What is the longest word you can come up with that the letters are all in alphabetical order?

OK, well another Friday, another Perl script. Here’s this week’s:

#!/usr/local/bin/perl
use warnings;
use strict;
my @alphas;
while (<>) {
    chomp;
    my @words = split /\s+/;
    foreach my $word (@words) {
        $word =~ s/[^A-Za-z]//g;
        next unless $word =~ /^[A-Za-z]{2,}$/;
        $word = uc $word;
        my @letters = split //, $word;
        my $sorted_word = join '', sort @letters;
        if ($sorted_word eq $word) {
            push @{$alphas[length $word]}, $word;
        }
    }
}

for (1..2) {
    print join "\n", @{pop @alphas};
    print "\n=====\n";

}

This time I used as the input corpus the AGID word list from Kevin’s Word Lists:

And got this output:

AEGILOPS
=====
BILLOWY
DIKKOPS
=====

Aegilops (length 8) is a genus of grasses, and so is proper noun and might not count.

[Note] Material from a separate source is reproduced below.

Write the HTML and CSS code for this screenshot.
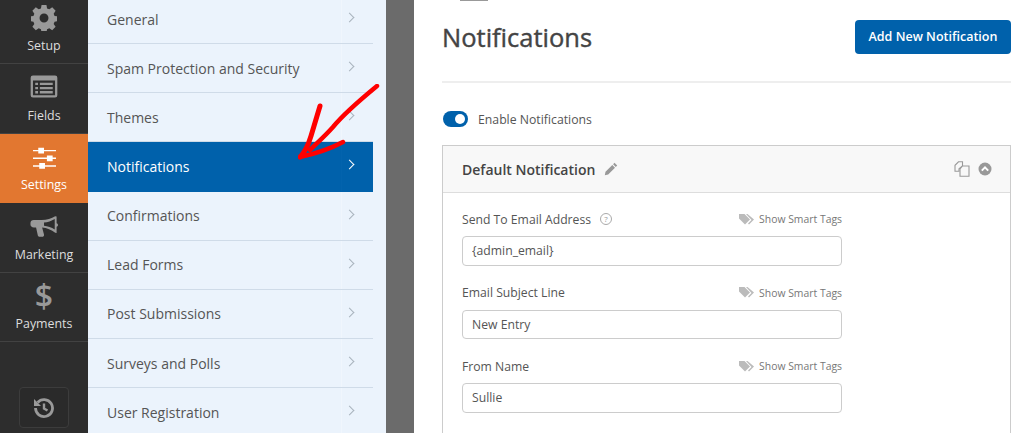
FILE: index.html
```html
<!DOCTYPE html>
<html lang="en">
<head>
    <meta charset="UTF-8">
    <meta name="viewport" content="width=device-width, initial-scale=1.0">
    <title>Form Settings - Notifications</title>
    <link rel="stylesheet" href="styles.css">
</head>
<body>
    <div class="builder">
        <nav class="sidebar">
            <a class="side-item side-first">
                <svg class="side-icon" width="26" height="26" viewBox="0 0 32 32"><path fill="#999" fill-rule="evenodd" d="M13 0h6l.8 4.200 2.700 1.100 3.600-2.400 4.200 4.200-2.400 3.600 1.100 2.700 4 .8v5.600l-4 .8-1.100 2.700 2.400 3.600-4.200 4.200-3.600-2.400-2.700 1.100-.8 4.200h-6l-.8-4.200-2.700-1.100-3.600 2.400-4.200-4.200 2.400-3.600-1.100-2.700-4-.8v-5.600l4-.8 1.100-2.700-2.400-3.600 4.200-4.200 3.600 2.400 2.700-1.100zM16 10.500a5.500 5.500 0 1 0 0 11a5.500 5.500 0 0 0 0-11z"/></svg>
                <span>Setup</span>
            </a>
            <a class="side-item">
                <svg class="side-icon icon-fields" width="28" height="23" viewBox="0 0 30 25"><path fill="#999" fill-rule="evenodd" d="M3 .5h24a2.500 2.500 0 0 1 2.500 2.500v19a2.500 2.500 0 0 1-2.500 2.500H3a2.500 2.500 0 0 1-2.500-2.500V3A2.500 2.500 0 0 1 3 .5zM3 6v16h24V6zm2.500 2.500h3v2.500h-3zm5 0h14v2.500h-14zm-5 4.500h3v2.500h-3zm5 0h14v2.500h-14zm-5 4.500h3V20h-3zm5 0h14V20h-14z"/></svg>
                <span>Fields</span>
            </a>
            <a class="side-item side-active">
                <svg class="side-icon" width="25" height="23" viewBox="0 0 26 24"><path fill="#fff" d="M1 3h24v1.500H1zM1 11h24v1.500H1zM1 19h24v1.500H1zM6.500.8h6v6h-6zM15.500 8.800h6v6h-6zM7.500 16.800h6v6h-6z"/></svg>
                <span>Settings</span>
            </a>
            <a class="side-item">
                <svg class="side-icon" width="28" height="25" viewBox="0 0 30 26"><path fill="#999" d="M27 1l1.500.3v7.200c1 .4 1.500 1 1.500 1.800s-.5 1.500-1.500 1.800v6.900L27 18.500C23 15.500 18 13.500 13 13l2 7.500c.3 1.300-.5 2.500-2 2.500h-2.500c-1 0-1.800-.6-2.100-1.500L6.500 13H4c-2 0-3.500-1.400-3.500-3.200V8.200C.5 6.400 2 5 4 5h8.500C18 5 23 3.500 27 1zm-.5 2.800C23 6 19 7.200 15 7.600v3.500c4 .6 8 1.800 11.500 4z"/></svg>
                <span>Marketing</span>
            </a>
            <a class="side-item">
                <span class="dollar">$</span>
                <span>Payments</span>
            </a>
            <div class="side-bottom">
                <button class="history-btn">
                    <svg width="22" height="22" viewBox="0 0 22 22" fill="none" stroke="#999"><path stroke-width="2.800" d="M4.600 5.500A8.500 8.500 0 1 1 2.500 11"/><path stroke-width="2.400" d="M11 6.500V11.500L14.500 13.500"/><path fill="#999" stroke="none" d="M1 2l7 7H1z"/></svg>
                </button>
            </div>
        </nav>

        <div class="panel">
            <a class="panel-row">General<span class="chev"></span></a>
            <a class="panel-row">Spam Protection and Security<span class="chev"></span></a>
            <a class="panel-row">Themes<span class="chev"></span></a>
            <a class="panel-row panel-active">Notifications<span class="chev"></span></a>
            <a class="panel-row">Confirmations<span class="chev"></span></a>
            <a class="panel-row">Lead Forms<span class="chev"></span></a>
            <a class="panel-row">Post Submissions<span class="chev"></span></a>
            <a class="panel-row">Surveys and Polls<span class="chev"></span></a>
            <a class="panel-row">User Registration<span class="chev"></span></a>
        </div>

        <div class="gutter"></div>

        <main class="content">
            <div class="top-mark"></div>
            <div class="content-head">
                <h1>Notifications</h1>
                <button class="add-btn">Add New Notification</button>
            </div>

            <div class="toggle-row">
                <span class="toggle"></span>
                <span>Enable Notifications</span>
            </div>

            <section class="card">
                <div class="card-head">
                    <h2>Default Notification</h2>
                    <svg class="pencil" width="14" height="14" viewBox="0 0 14 14"><path fill="#999" d="M10.500.8l2.700 2.700-1.400 1.400-2.700-2.700zM8.300 3l2.700 2.700-6.800 6.800-3.400.7.700-3.400z"/></svg>
                    <div class="card-tools">
                        <svg width="16" height="16" viewBox="0 0 16 16" fill="#f8f8f8" stroke="#999" stroke-width="1.100"><path d="M4.500.8h4v4l-3.500 3v2.500H1V4.300z"/><path d="M8.500 5h6.500v10.200H6V7.800z"/></svg>
                        <svg width="14" height="14" viewBox="0 0 14 14"><circle cx="7" cy="7" r="6.500" fill="#999"/><path d="M3.800 8.600L7 5.400l3.200 3.200" fill="none" stroke="#fff" stroke-width="2"/></svg>
                    </div>
                </div>
                <div class="card-body">
                    <div class="field">
                        <div class="field-label">
                            <label>Send To Email Address</label>
                            <span class="help">?</span>
                            <span class="smart-tags"><svg class="tag" width="15" height="11" viewBox="0 0 15 11"><path fill="#bbb" d="M0 0h5.500l5.500 5.500L6 10.500 0 4.500z"/><path fill="#bbb" d="M7 0h1.500L15 5.500l-5 5-1-1 3.500-3.500z"/></svg>Show Smart Tags</span>
                        </div>
                        <input class="text-input" type="text" value="{admin_email}">
                    </div>
                    <div class="field">
                        <div class="field-label">
                            <label>Email Subject Line</label>
                            <span class="smart-tags"><svg class="tag" width="15" height="11" viewBox="0 0 15 11"><path fill="#bbb" d="M0 0h5.500l5.500 5.500L6 10.500 0 4.500z"/><path fill="#bbb" d="M7 0h1.500L15 5.500l-5 5-1-1 3.500-3.500z"/></svg>Show Smart Tags</span>
                        </div>
                        <input class="text-input" type="text" value="New Entry">
                    </div>
                    <div class="field">
                        <div class="field-label">
                            <label>From Name</label>
                            <span class="smart-tags"><svg class="tag" width="15" height="11" viewBox="0 0 15 11"><path fill="#bbb" d="M0 0h5.500l5.500 5.500L6 10.500 0 4.500z"/><path fill="#bbb" d="M7 0h1.500L15 5.500l-5 5-1-1 3.500-3.500z"/></svg>Show Smart Tags</span>
                        </div>
                        <input class="text-input" type="text" value="Sullie">
                    </div>
                </div>
            </section>
        </main>

        <!-- hand drawn arrow on top of the screenshot -->
        <svg class="arrow" width="100" height="90" viewBox="0 0 100 90" fill="none" stroke="#f00" stroke-linecap="round" stroke-linejoin="round">
            <path stroke-width="4.500" d="M79 2C62 16 44 32 35 43C27 52 18 60 12 66"/>
            <path stroke-width="5" d="M22 22C19 32 16 42 13 52C10 62 7 68 2 73"/>
            <path stroke-width="4.500" d="M45 58C32 65 16 70 2 73"/>
        </svg>
    </div>
</body>
</html>
```

FILE: styles.css
```css
* {
    box-sizing: border-box;
}
html, body {
    margin: 0;
    height: 433px;
    overflow: hidden;
}
body {
    font-family: "Open Sans", Arial, sans-serif;
    font-size: 13px;
    color: #444;
    background: #fff;
}
.builder {
    display: flex;
    position: relative;
    height: 433px;
    overflow: hidden;
}

/* left dark bar */
.sidebar {
    width: 88px;
    flex: none;
    display: flex;
    flex-direction: column;
    background: #2d2d2d;
}
.side-item {
    height: 69.500px;
    flex: none;
    display: flex;
    flex-direction: column;
    align-items: center;
    justify-content: flex-end;
    padding-bottom: 8px;
    border-bottom: 1px solid #424242;
    color: #ddd;
    font-size: 12.400px;
    line-height: 18px;
}
.side-first {
    height: 64px;
}
.side-icon {
    margin-bottom: 6px;
}
.icon-fields {
    margin-bottom: 9px;
}
.side-active {
    background: #e27730;
    color: #fff;
    border-bottom-color: #e27730;
}
.dollar {
    height: 30px;
    margin-bottom: 4px;
    font-size: 32px;
    font-weight: 600;
    line-height: 30px;
    color: #999;
}
.side-bottom {
    flex: 1;
    display: flex;
    justify-content: center;
    align-items: flex-end;
    padding-bottom: 5px;
}
.history-btn {
    width: 50px;
    height: 41px;
    display: flex;
    align-items: center;
    justify-content: center;
    background: #2a2a2a;
    border: 1px solid #3c3c3c;
    border-radius: 4px;
    padding: 0;
}

/* settings list */
.panel {
    width: 298px;
    flex: none;
    padding-right: 13px;
    margin-top: -5px;
    background: #ebf3fc;
}
.panel-row {
    height: 49.150px;
    display: flex;
    align-items: center;
    justify-content: space-between;
    padding: 0 0 0 19px;
    border-bottom: 1px solid #cfdbe8;
    font-size: 14px;
    color: #555;
}
.panel-active {
    background: #0061ab;
    color: #fff;
    border-bottom-color: #0061ab;
}
.chev {
    position: relative;
    align-self: stretch;
    width: 32px;
    border-left: 1px solid #f0f6fd;
}
.panel-active .chev {
    border-left-color: #0363ad;
}
.chev::after {
    content: "";
    position: absolute;
    left: 4px;
    top: 19px;
    width: 6px;
    height: 6px;
    border-top: 1px solid #a9b3bd;
    border-right: 1px solid #a9b3bd;
    transform: rotate(45deg);
}
.panel-active .chev::after {
    border-color: #fff;
}
.gutter {
    width: 28px;
    flex: none;
    background: #6b6b6b;
}

/* main settings */
.content {
    flex: 1;
    position: relative;
    padding: 0 13px 0 28px;
}
.top-mark {
    position: absolute;
    left: 46px;
    top: 0;
    width: 28px;
    height: 1px;
    background: #999;
}
.content-head {
    display: flex;
    align-items: center;
    justify-content: space-between;
    height: 83px;
    padding-bottom: 8px;
    border-bottom: 2px solid #eee;
}
h1 {
    margin: 0;
    font-size: 25.500px;
    font-weight: 400;
    -webkit-text-stroke: .4px #444;
    color: #444;
}
.add-btn {
    width: 156px;
    height: 34px;
    background: #0061ab;
    color: #fff;
    border: none;
    border-radius: 4px;
    font-family: inherit;
    font-size: 12.500px;
    font-weight: 600;
    padding: 0;
}
.toggle-row {
    display: flex;
    align-items: center;
    gap: 10px;
    height: 30px;
    margin: 21px 0 11px 1px;
    font-size: 12.250px;
    color: #555;
}
.toggle {
    position: relative;
    width: 25px;
    height: 16px;
    border-radius: 8px;
    background: #0061ab;
}
.toggle::after {
    content: "";
    position: absolute;
    top: 3px;
    right: 3px;
    width: 10px;
    height: 10px;
    border-radius: 50%;
    background: #fff;
}
.card {
    border: 1px solid #ccc;
    border-bottom: none;
}
.card-head {
    display: flex;
    align-items: center;
    gap: 9px;
    height: 47px;
    padding: 0 18px 0 19px;
    background: #f8f8f8;
    border-bottom: 1px solid #ddd;
}
h2 {
    margin: 0;
    font-size: 14px;
    font-weight: 600;
    color: #444;
}
.card-tools {
    margin-left: auto;
    display: flex;
    align-items: center;
    gap: 8px;
}
.card-body {
    width: 399px;
    padding: 17px 0 40px 19px;
}
.field {
    margin-bottom: 18px;
}
.field-label {
    display: flex;
    align-items: center;
    height: 18px;
    margin-bottom: 8px;
    font-size: 12.200px;
    color: #555;
}
.help {
    width: 12px;
    height: 12px;
    margin-left: 9px;
    border: 1px solid #aaa;
    border-radius: 50%;
    font-size: 8px;
    line-height: 10px;
    text-align: center;
    color: #999;
}
.smart-tags {
    margin-left: auto;
    display: flex;
    align-items: center;
    gap: 5px;
    font-size: 10.400px;
    color: #777;
}
.text-input {
    display: block;
    width: 100%;
    height: 29.500px;
    padding: 0 9px;
    border: 1px solid #ccc;
    border-radius: 4px;
    font-family: inherit;
    font-size: 12.200px;
    color: #555;
    background: #fff;
}
.arrow {
    position: absolute;
    left: 298px;
    top: 84px;
}
```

Billowy (length 7) is definitely a commonly-used, legit word. Dikkops (length 7), also known as Stone-curlews, are a South African bird.


I ALMOST had it.


Code golf and /usr/dict/words:

perl -nle '$x="^".join("*",("a".."z"))."*\$";if(/$x/){print length($_)," ",$_}' /usr/dict/words|sort -nr|head

8 aegilops
7 egilops
7 deglory
7 billowy
7 belloot
7 begorry
7 beefily
7 alloquy
6 knotty
6 knoppy

If you had asked about vowels in order rather than letters, then two good ones would be facetiously and abstemiously.